So aligned to the concept above, a data model is a simplification or abstraction of a complex idea, concept or thing. It is a “drawing” of boxes and lines to show important entities and how they relate to one another.

According to Hoberman (2009), “A data model is a “wayfinding tool” for both business and IT professionals, which uses a set of symbols and text to precisely explain a subset of real information to improve communication within the organization and thereby lead to a more flexible and stable application environment.

The Data Modeling Frameworks

Here are three examples of data models and their basic construct.

The first one is the Entity-Relationship (ER) Data Model. It’s basic elements are entities, attributes and relationships. These elements are illustrated below.

The Entity-Relationship (ER) model is one of the basic data model used in designing databases. It is most often used in designing databases for Online Transaction Processing (OLTP) applications or software. The most oft form of ER data model is in “3rd normal form” (read about normalization).

The second data model that is popularly used is the Dimensional Data Model. Its basic constructs are facts and dimensions. This data model is heavily used in Online Analytical Processing (OLAP) applications or in designing data warehouses. This is also popularly referred to as “star schema” due to its appearance (like a star) as shown in the illustration below.

Image Source: https://it.wikipedia.org/wiki/Schema_a_stella#/media/File:Star-schema.png

The dimensional data model allows easy “slice-and-dice” of the data. For example, with a dimensional data model, one can aggregate sales by branch, by product category and by month.

The last data model we want to discuss is the Data Vault Data Model (at least in this article). Its basic constructs are hubs, links and satellites. Its creator (Dan Linstedt) described it as a “hybrid approach encompassing the best of breed between 3rd normal form (3NF) and star schema”.

It has a design that can adapt to changes because the entity relationships are in the row records in the links and satellites tables making it a lot agile and flexible compared to relationships defined in the schema in an ER data model.

Image Source: https://www.wikiwand.com/en/Data_vault_modeling

The data vault data model enables storage and integration of historical data from different source systems with tracing in place to track source system information. You can see from the image above that the hub, link and satellite all keep the [Record_Source] and [Load_Date] attributes.

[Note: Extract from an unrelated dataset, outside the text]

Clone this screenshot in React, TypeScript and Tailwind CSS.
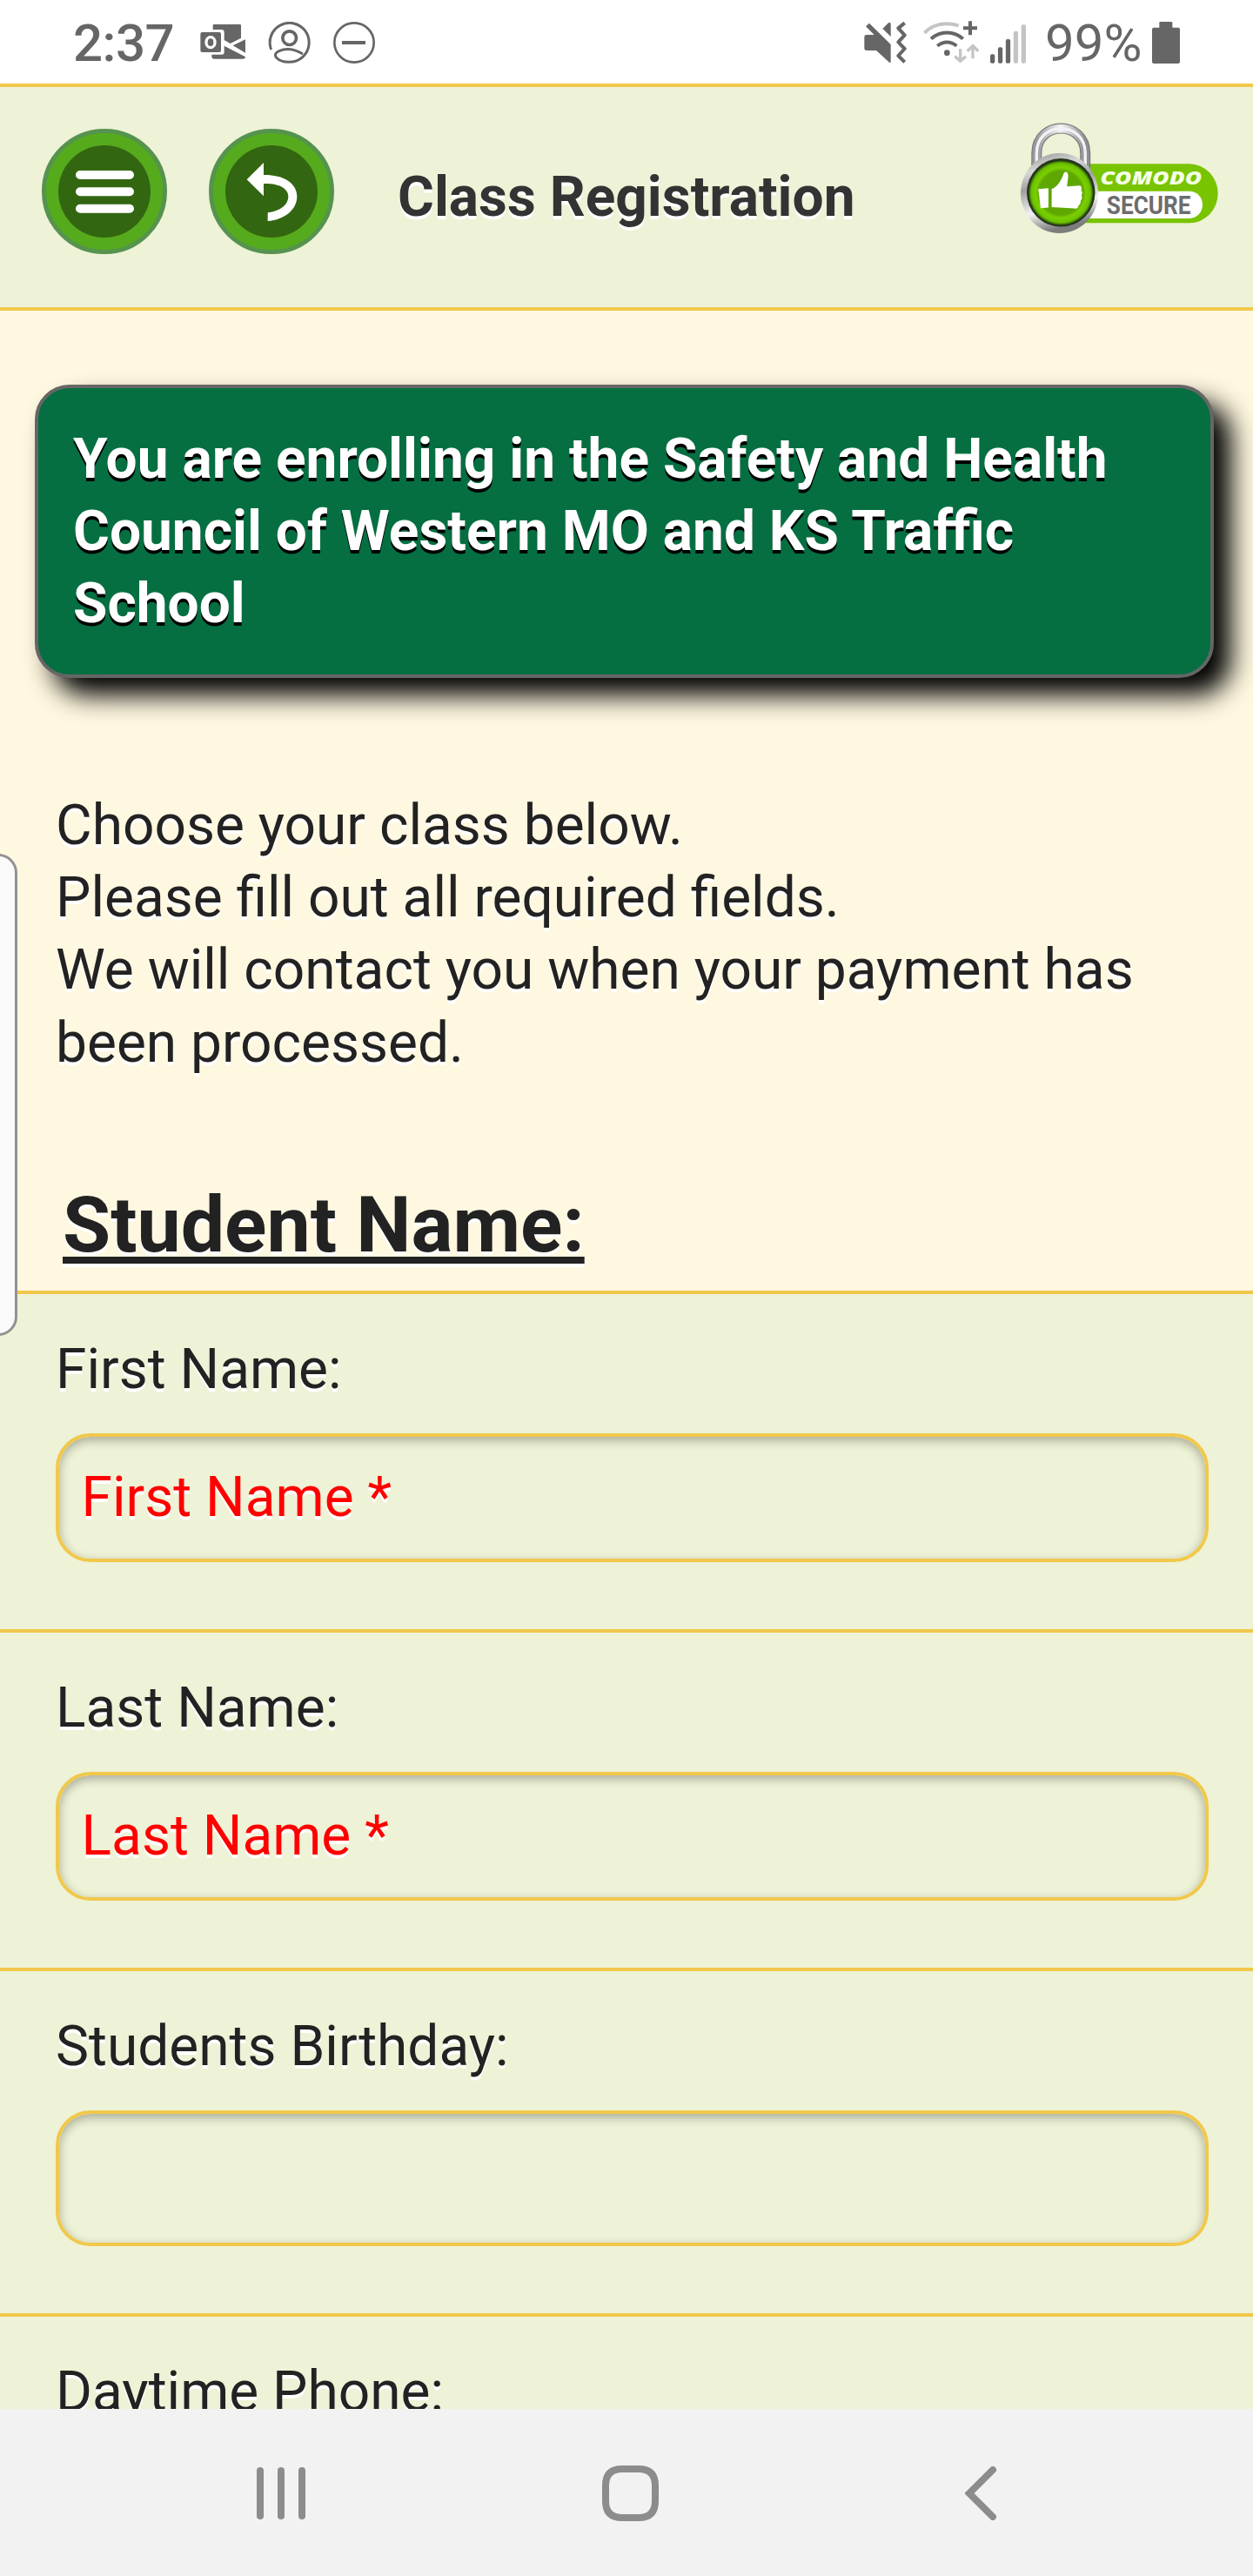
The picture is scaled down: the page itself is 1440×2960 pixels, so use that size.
import type { ReactNode } from 'react';

function OutlookIcon() {
  return (
    <svg viewBox="690 75 156 147" className="h-[49px] w-[52px] fill-[#666]">
      <path d="M734 102V88q0-4 4-4h89q4 0 4 4v43l-37 19-21-12v-26q0-10-10-10z" />
      <path d="M846 136v46l-43-25z" />
      <path d="M730 188h35q8 0 8-8v-22l73 38q0 7-7 7H737q-7 0-7-7z" />
      <rect x="691" y="111" width="71" height="69" rx="6" />
      <ellipse cx="726" cy="146" rx="20" ry="23" fill="#fff" />
      <ellipse cx="726" cy="146" rx="10" ry="13" />
    </svg>
  );
}

function AccountIcon() {
  return (
    <svg viewBox="924 75 147 147" className="h-[49px] w-[49px] fill-none stroke-[#666]">
      <path
        d="M935 171A67.5 67.5 0 1 1 1044 196C1018 220 972 219 953 199C945 189 951 181 962 176C985 166 1010 166 1044 186"
        strokeWidth="9"
      />
      <circle cx="998" cy="131" r="23.500" strokeWidth="11" />
    </svg>
  );
}

function DoNotDisturbIcon() {
  return (
    <svg viewBox="1152 75 144 147" className="h-[49px] w-12 fill-none stroke-[#666]">
      <circle cx="1224" cy="147" r="68" strokeWidth="8" />
      <path d="M1182 147h81" strokeWidth="12" />
    </svg>
  );
}

function MuteVibrateIcon() {
  return (
    <svg viewBox="99 75 147 147" className="h-[49px] w-[49px] fill-[#666]">
      <path d="M105 91l12-11 74 73v62h-5l-45-41h-33q-8 0-8-8v-38q0-8 8-8h26z" />
      <path d="M163 99l20-20q8-3 8 3v44z" />
      <path d="M239 79l-22 18 22 24-22 24 22 23-22 24 22 22" fill="none" stroke="#666" strokeWidth="12" strokeLinejoin="round" />
    </svg>
  );
}

function WifiIcon() {
  return (
    <svg viewBox="303 72 192 150" className="h-[50px] w-16 fill-none" strokeWidth="12">
      <path d="M307 114C335 83 378 75 425 88" stroke="#c4c4c4" />
      <path d="M330 134C360 105 410 105 440 134M352 158C372 141 398 141 418 158" stroke="#666" />
      <circle cx="385" cy="182" r="10" fill="#666" />
      <path d="M441 97h48M465 73v48" stroke="#666" />
      <path d="M431 169v42M412 194l19 17 19-17M474 202v-42M455 176l19-18 19 18" stroke="#c4c4c4" strokeWidth="10" />
    </svg>
  );
}

function SignalIcon() {
  return (
    <svg viewBox="534 75 124 147" className="h-[49px] w-[41px] fill-[#666]">
      <rect x="534" y="187" width="16" height="32" rx="6" />
      <rect x="561" y="163" width="16" height="56" rx="6" />
      <rect x="588" y="135" width="16" height="84" rx="6" />
      <rect x="615" y="107" width="16" height="112" rx="6" fill="#c4c4c4" />
      <rect x="642" y="84" width="16" height="135" rx="6" fill="#c4c4c4" />
    </svg>
  );
}

function BatteryIcon() {
  return (
    <svg viewBox="1092 75 96 147" className="h-[49px] w-8 fill-[#666]">
      <rect x="1092" y="95" width="96" height="124" rx="6" />
      <rect x="1117" y="75" width="45" height="30" rx="4" />
    </svg>
  );
}

function ComodoBadge() {
  return (
    <svg viewBox="630 420 700 390" className="h-[130px] w-[233px]">
      <defs>
        <linearGradient id="shackle" x1="0" x2="1" y1="0" y2="0">
          <stop offset="0" stopColor="#9a9a9e" />
          <stop offset="0.5" stopColor="#f4f4f6" />
          <stop offset="1" stopColor="#8e8e92" />
        </linearGradient>
        <linearGradient id="rim" x1="0" x2="0.25" y1="0" y2="1">
          <stop offset="0" stopColor="#8a8a8a" />
          <stop offset="0.25" stopColor="#d8d8d8" />
          <stop offset="0.45" stopColor="#a0a0a0" />
          <stop offset="0.75" stopColor="#f2f2f2" />
          <stop offset="1" stopColor="#7d7d7d" />
        </linearGradient>
        <radialGradient id="face">
          <stop offset="0" stopColor="#5da402" />
          <stop offset="0.68" stopColor="#5fa802" />
          <stop offset="0.78" stopColor="#7ad000" />
          <stop offset="0.92" stopColor="#6cc000" />
          <stop offset="1" stopColor="#2c5a0c" />
        </radialGradient>
      </defs>
      <path d="M780 565H1222A98 102 0 0 1 1222 769H780z" fill="#78c400" />
      <path d="M780 659H1222A45 47 0 0 1 1222 753H780z" fill="#fff" />
      <path d="M694 590V528C694 414 862 414 862 528V590" fill="none" stroke="#77777b" strokeWidth="36" />
      <path d="M694 590V528C694 414 862 414 862 528V590" fill="none" stroke="url(#shackle)" strokeWidth="29" />
      <path d="M694 590V528C694 414 862 414 862 528V590" fill="none" stroke="#f3f3f5" strokeWidth="10" />
      <ellipse cx="773" cy="666" rx="134" ry="138" fill="url(#rim)" />
      <circle cx="778" cy="664" r="118" fill="#26351d" />
      <circle cx="778" cy="665" r="111" fill="url(#face)" />
      <path d="M700 652l35-3v67l-27 2z" fill="#fff" />
      <path
        d="M746 652C768 642 780 620 787 599C793 587 804 592 803 608L799 643L843 640Q852 642 848 656Q855 664 849 674Q854 684 846 692Q847 704 839 708Q838 720 826 719L746 714z"
        fill="#fff"
      />
      <text x="914" y="636" textLength="350" lengthAdjust="spacingAndGlyphs" className="fill-[#f4ffe4] font-['Open_Sans',sans-serif] text-[62px] font-extrabold italic">
        COMODO
      </text>
      <text x="936" y="738" textLength="290" lengthAdjust="spacingAndGlyphs" className="fill-[#6d6d6d] font-[Roboto,sans-serif] text-[91px] font-bold">
        SECURE
      </text>
    </svg>
  );
}

function RoundButton({ label, children }: { label: string; children: ReactNode }) {
  return (
    <button
      aria-label={label}
      className="flex h-36 w-36 items-center justify-center rounded-full border-[5px] border-[#55934f] bg-[#56ab1c]"
    >
      <svg viewBox="201 501 318 318" className="h-[106px] w-[106px]">
        <circle cx="360" cy="660" r="159" fill="#336611" />
        {children}
      </svg>
    </button>
  );
}

const fields = [
  { label: 'First Name:', placeholder: 'First Name *', row: 'h-[389px]', input: 'h-[148px]' },
  { label: 'Last Name:', placeholder: 'Last Name *', row: 'h-[389px]', input: 'h-[148px]' },
  { label: 'Students Birthday:', placeholder: '', row: 'h-[397px]', input: 'h-[156px]' },
  { label: 'Daytime Phone:', placeholder: '', row: 'h-[389px]', input: 'h-[148px]' },
];

function StatusBar() {
  return (
    <div className="flex h-24 shrink-0 items-center bg-white pr-[84px] pl-[84px] text-[60px] leading-none text-[#666]">
      <span className="mt-1 w-[146px] font-medium tracking-[-0.5px]">2:37</span>
      <div className="mt-0.5 flex flex-1 items-center gap-[26px]">
        <OutlookIcon />
        <AccountIcon />
        <DoNotDisturbIcon />
      </div>
      <div className="mt-0.5 flex items-center">
        <MuteVibrateIcon />
        <span className="w-[19px]" />
        <WifiIcon />
        <span className="w-[13px]" />
        <SignalIcon />
        <span className="mt-0.5 w-[145px] pl-[22px]">99%</span>
        <BatteryIcon />
      </div>
    </div>
  );
}

function NavBar() {
  return (
    <div className="relative flex h-48 shrink-0 items-center bg-[#f2f2f2] pt-[2px] pl-[295px]">
      <div className="flex w-[397px] gap-4">
        <span className="h-[60px] w-2 rounded-full bg-[#8c8c8c]" />
        <span className="h-[60px] w-2 rounded-full bg-[#8c8c8c]" />
        <span className="h-[60px] w-2 rounded-full bg-[#8c8c8c]" />
      </div>
      <div className="w-[417px]">
        <svg viewBox="0 0 65 64" className="h-16 w-[65px] fill-none stroke-[#8c8c8c]">
          <path d="M23 4H42Q61 4 61 23V41Q61 60 42 60H23Q4 60 4 41V23Q4 4 23 4z" strokeWidth="8" />
        </svg>
      </div>
      <svg viewBox="0 0 37 62" className="h-[62px] w-[37px] fill-none stroke-[#8c8c8c]">
        <path d="M32 4L5 31L32 58" strokeWidth="8" strokeLinecap="round" />
      </svg>
    </div>
  );
}

export default function App() {
  return (
    <div className="flex h-[2960px] w-[1440px] flex-col overflow-hidden bg-[#fff8e0] font-[Roboto,sans-serif] text-[64px] leading-[83.2px] text-[#222]">
      <StatusBar />

      <header className="flex h-[261px] shrink-0 items-start border-y-4 border-[#f1c84b] bg-[#eef2d6] pr-[37px] pl-12">
        <div className="mt-12 flex gap-12">
          <RoundButton label="Menu">
            <path d="M276 603h171M276 661h171M276 719h171" stroke="#fff" strokeWidth="30" strokeLinecap="round" />
          </RoundButton>
          <RoundButton label="Back">
            <path
              transform="translate(-576 0)"
              d="M851 619L909 561V603C975 602 1024 630 1024 677C1024 722 982 757 923 762V733C966 727 994 706 994 677C994 649 960 631 909 633V676z"
              fill="#fff"
            />
          </RoundButton>
        </div>
        <h1 className="mt-[85px] ml-[73px] flex-1 font-bold text-[#333] [text-shadow:0_4px_0_#fff]">Class Registration</h1>
        <div className="mt-10">
          <ComodoBadge />
        </div>
      </header>

      <main className="relative flex h-[2411px] flex-col overflow-hidden">
        <div className="mt-[85px] ml-10 h-[337px] w-[1355px] shrink-0 rounded-[40px] border-4 border-[#666] bg-[#056f41] p-10 font-bold text-white shadow-[20px_20px_30px_#000] [text-shadow:0_4px_0_#000]">
          You are enrolling in the Safety and Health Council of Western MO and KS Traffic School
        </div>

        <p className="mt-[128px] ml-16 w-[1312px] shrink-0 [text-shadow:0_4px_0_#fff]">
          Choose your class below.
          <br />
          Please fill out all required fields.
          <br />
          We will contact you when your payment has been processed.
        </p>

        <h2 className="mt-[110px] ml-[72px] h-[133px] shrink-0 text-[89.600px] leading-[116px] font-bold underline decoration-8 underline-offset-[6px] [text-decoration-skip-ink:none] [text-shadow:0_4px_0_#fff]">
          Student Name:
        </h2>

        {fields.map((field) => (
          <div key={field.label} className={`${field.row} shrink-0 border-t-4 border-[#f1c84b] bg-[#eef2d6] pt-[45px] pr-[51px] pl-16`}>
            <label className="block h-[115px] [text-shadow:0_4px_0_#fff]">{field.label}</label>
            <input
              type="text"
              placeholder={field.placeholder}
              className={`${field.input} block w-full rounded-[40px] border-4 border-[#f1c84b] bg-[#eef2d6] px-[25.600px] shadow-[inset_0_4px_12px_rgba(0,0,0,0.3)] [text-shadow:0_4px_0_#fff] placeholder:text-[#f00] placeholder:opacity-100`}
            />
          </div>
        ))}

        {/* edge panel handle */}
        <div className="absolute top-[624px] left-[-40px] h-[554px] w-[60px] rounded-[22px] border-[3px] border-[#929292] bg-[#fafafa]" />
      </main>

      <NavBar />
    </div>
  );
}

Data Modeling is a timeless skill

During the early 2000s and when Big Data, Agile and NoSQL DBs were considered new, some data practitioners thought that data modeling is not needed — more often because we are ingesting data “as-is” as part of Big Data and NoSQL thinking & approach and most people believe data modeling is just too tedious and time-consuming. So, for some people, it seems that there is no need for data modeling or its just an unnecessary task.

This is far from the truth. Data modeling is actually very critical for Big Data, Analytics, or A.I. projects to be successful. This is because once the data is ingested into a data lake or a data hub, you still need to be able to organize, understand & make sense of the data and be able to communicate it to others. And there is no better way to do that than data modeling. That is why, most data lake or data hub architecture I see have a metadata capture and “Serving layer” — it is the stage/layer where they define the schema (think data model) specific to a use case of how data will be consumed. That’s why they call it schema-on-read.

As you can see, you still have to use data modeling to “define the schema” on read… and knowing what data model to use is key.

The most appealing attributes of data modeling to me are that it is technology-agnostic, dynamic and it is a timeless skill.

You can design the data model without any dependency on the application — essentially decoupling it from being applicable to only one application and consequently, allowing it to be reusable for other applications.

I hope this blog helps you in gaining a basic understanding of what is data modeling and what is a data model… and more importantly, its importance in the age of Analytics and Artificial Intelligence (A.I.).

Disclaimer: All views expressed on this story are my own and do not represent the opinions and viewpoints of any entity or organization that I have been, am now, or will be affiliated.

This story has been published for information and illustrative purposes only and is not intended to serve as advice of any nature whatsoever. The information contained and the references made in this story is in good faith, neither my employer nor its any of its directors, agents or employees give any warranty of accuracy (whether expressed or implied), nor accepts any liability as a result of reliance upon the information including (but not limited) content advice, statement or opinion contained in this paper.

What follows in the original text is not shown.